It has been 11, going on 12 years since my mother passed away. To paraphrase a famous saying, human nature gravitates most to appreciating what it had when it has lost it. Mother’s day will be celebrated in the United States over this weekend. My siblings and I cannot pick up the phone to dial our mother to deservedly wish her a Happy Mother’s Day! Yes, we are not alone… But who wishes to be in that club? Every day, meantime, there are women in my life – from my terrific wife, my cute daughter, to my two incredible sisters, my cousins and nieces, aunties, my wonderful mother-in-law, sisters-in-law and female friends - whose over-the-top acts of love, kindness and generosity remind me ever so acutely of why I miss my mother so dearly.
Well, it dawned on me today, that a better way of handling it could be to acknowledge some of these forces and characters because they not only affected me, they have been a huge influence, in their own right, to their families and society at large.
While the immortal tape of my mom’s death and burial was replaying on its 11th anniversary last December, news got to me of the passing of a dear friend. Miranda Jinor and I met once or twice. She was the friend of a good friend, also of beloved memory. Yet, brief as our encounter had been, subsequent phone conversations we entertained revealed a gentle spirit whose warmth of heart, love of family and God’s world travelled the depths of the deepest ocean. Her vision for a world bereft of poverty through philanthropy and other acts of kindness was uplifting.
As well, she loved business and had thoughts infinitely about investing in a business that was going to be profitable enough as to allow her to do the greatest good in her community. She also loved life and it was befitting that her brief career was in the health industry as a Nurse, administering care at the most vulnerable of human conditions. She did not have kids. But there is not a doubt in my mind that if she had had kids of her own before the Good Lord called out her name, she would have been another perfect mother. On this Mothers day weekend (Sunday May 13th), I can only imagine her mother’s distress - having one less child that calls or visits…
Another shattering moment at the close of 2011 is captured in this brief announcement that I shared with fellow compatriots of my ethnic Kom group – Afoakom.

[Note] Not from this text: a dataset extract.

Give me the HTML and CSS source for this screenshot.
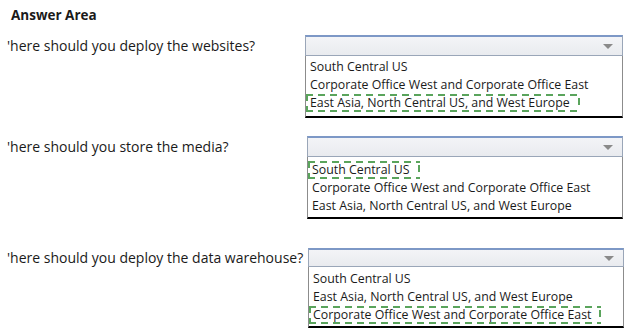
FILE: index.html
```html
<!DOCTYPE html>
<html>
<head>
<meta charset="utf-8">
<link rel="stylesheet" href="styles.css">
</head>
<body>
<div class="page">
  <div class="title">Answer Area</div>
  <div class="row row1">
    <div class="question">'here should you deploy the websites?</div>
    <div class="dropdown">
      <div class="select"><span class="arrow"></span></div>
      <ul class="list">
        <li>South Central US</li>
        <li>Corporate Office West and Corporate Office East</li>
        <li><span class="pick">East Asia, North Central US, and West Europe</span></li>
      </ul>
    </div>
  </div>
  <div class="row row2">
    <div class="question">'here should you store the media?</div>
    <div class="dropdown">
      <div class="select"><span class="arrow"></span></div>
      <ul class="list">
        <li><span class="pick">South Central US</span></li>
        <li>Corporate Office West and Corporate Office East</li>
        <li>East Asia, North Central US, and West Europe</li>
      </ul>
    </div>
  </div>
  <div class="row row3">
    <div class="question">'here should you deploy the data warehouse?</div>
    <div class="dropdown">
      <div class="select"><span class="arrow"></span></div>
      <ul class="list">
        <li>South Central US</li>
        <li>East Asia, North Central US, and West Europe</li>
        <li><span class="pick">Corporate Office West and Corporate Office East</span></li>
      </ul>
    </div>
  </div>
</div>
</body>
</html>
```
FILE: styles.css
```css
html, body {
  margin: 0;
  padding: 0;
  background: #ffffff;
}
body {
  font-family: "Open Sans", "Noto Sans", "DejaVu Sans", sans-serif;
  color: #1a1a1a;
}
.page {
  width: 634px;
  height: 331px;
  overflow: hidden;
}
.title {
  font-weight: 700;
  font-size: 13.5px;
  padding: 6px 0 0 11px;
  height: 23px;
  line-height: 18px;
}
.row {
  display: flex;
  align-items: flex-start;
}
.row1 { margin-top: 6px; }
.row2 { margin-top: 18px; }
.row3 { margin-top: 29px; }
.question {
  font-size: 14px;
  padding-left: 7px;
  padding-top: 2px;
  line-height: 18px;
  width: 298px;
  flex: none;
}
.row2 .question { width: 300px; }
.row3 .question { width: 301px; padding-top: 1px; }
.dropdown {
  width: 318px;
  flex: none;
}
.row2 .dropdown { width: 316px; }
.row3 .dropdown { width: 316px; }
.select {
  height: 18px;
  border: 1px solid #9aa6b8;
  border-top: 2px solid #7d98c6;
  background: linear-gradient(#f3f4f7, #e9ebef);
  position: relative;
}
.row3 .select { height: 16px; }
.arrow {
  position: absolute;
  right: 9px;
  top: 7px;
  width: 0;
  height: 0;
  border-left: 5px solid transparent;
  border-right: 5px solid transparent;
  border-top: 5px solid #8a8a8a;
}
.row3 .arrow { top: 6px; }
.list {
  list-style: none;
  margin: 0;
  padding: 2px 0 4px 0;
  border-left: 1px solid #8c8c8c;
  border-right: 1px solid #8c8c8c;
  border-bottom: 2px solid #000000;
  font-size: 12.35px;
}
.row2 .list { padding: 4px 0 2px 0; }
.row3 .list { padding: 3px 0 2px 0; }
.list li {
  height: 18px;
  line-height: 18px;
  padding-left: 4px;
  white-space: nowrap;
}
.pick {
  display: inline-block;
  margin-left: -4px;
  padding: 2px 10px 2px 4px;
  line-height: 14px;
  background:
    repeating-linear-gradient(90deg, #5aa45c 0 7px, transparent 7px 12px) top left / 100% 2px no-repeat,
    repeating-linear-gradient(90deg, #5aa45c 0 7px, transparent 7px 12px) bottom left / 100% 2px no-repeat,
    repeating-linear-gradient(180deg, #5aa45c 0 7px, transparent 7px 12px) top left / 2px 100% no-repeat,
    repeating-linear-gradient(180deg, transparent 0 4px, #5aa45c 4px 11px, transparent 11px 18px) top right / 2px 100% no-repeat;
}
```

“Brothers and Sisters; Woinkom USA and beyond:
The entire Kom community is deeply saddened by the death of one its illustrious sons, Bobe Isidore Nse Timti (Ph.D) in a DC hospital in the United States of America. This perplexing news is contained in an email by the oldest daughter, Delphine Timti who is resident in Minnesota, USA. As well, her younger brother, Glenn Nse Timti lives in Minnesota. (SIC – Glenn is Delphine’s older brother).
…On behalf of the Afoakom family in the USA and the Executive Commitee, I extend heartfelt condolences to the Timti family at home and abroad. We are praying for you. As will be made evident in the days to come, Dr. Timti was not only a husband, and a father. He was also a son and a proud son of his native Bobong. He was a fearless supporter of the Kom enterprise, a successful entrepreneur and great scholar.”
These two deaths certainly took me by total surprise, adding sadness to my grief in the month that my Christian faith celebrates the birth of Christ the Savior. Some people take all of that tragedy, and more, and are more than Ok. Not everybody.
My cup had been filled to capacity and was spilling over following the Presidential elections in Cameroon. The fact that the incumbent was not seeing the sign of the times on the wall - headwinds from the Arab Springs containing tears and blood of young men and women needing a new direction for the country – was overwhelming. It left me wondering about the human capacity to continue immortalizing the great man who once wrote that “power corrupts and absolute power corrupts absolutely”. 30 years in power and you would think that a baobab tree understands that it is not the forest; you would think that leaders in developing countries finally catch on to why term limits, even a la Putin / Medvedev Russian style, is a necessity to development.
I will drift no further. I set out to do two things in this missive: Wishing every woman out there, living or not, a Happy Mother’s Day! Without you there will be no world. You make the world a happier place, a loving place, a brighter place, a caring place, a meaningful place… I love you so, so much.
As for the second reason... it’s not that important anymore.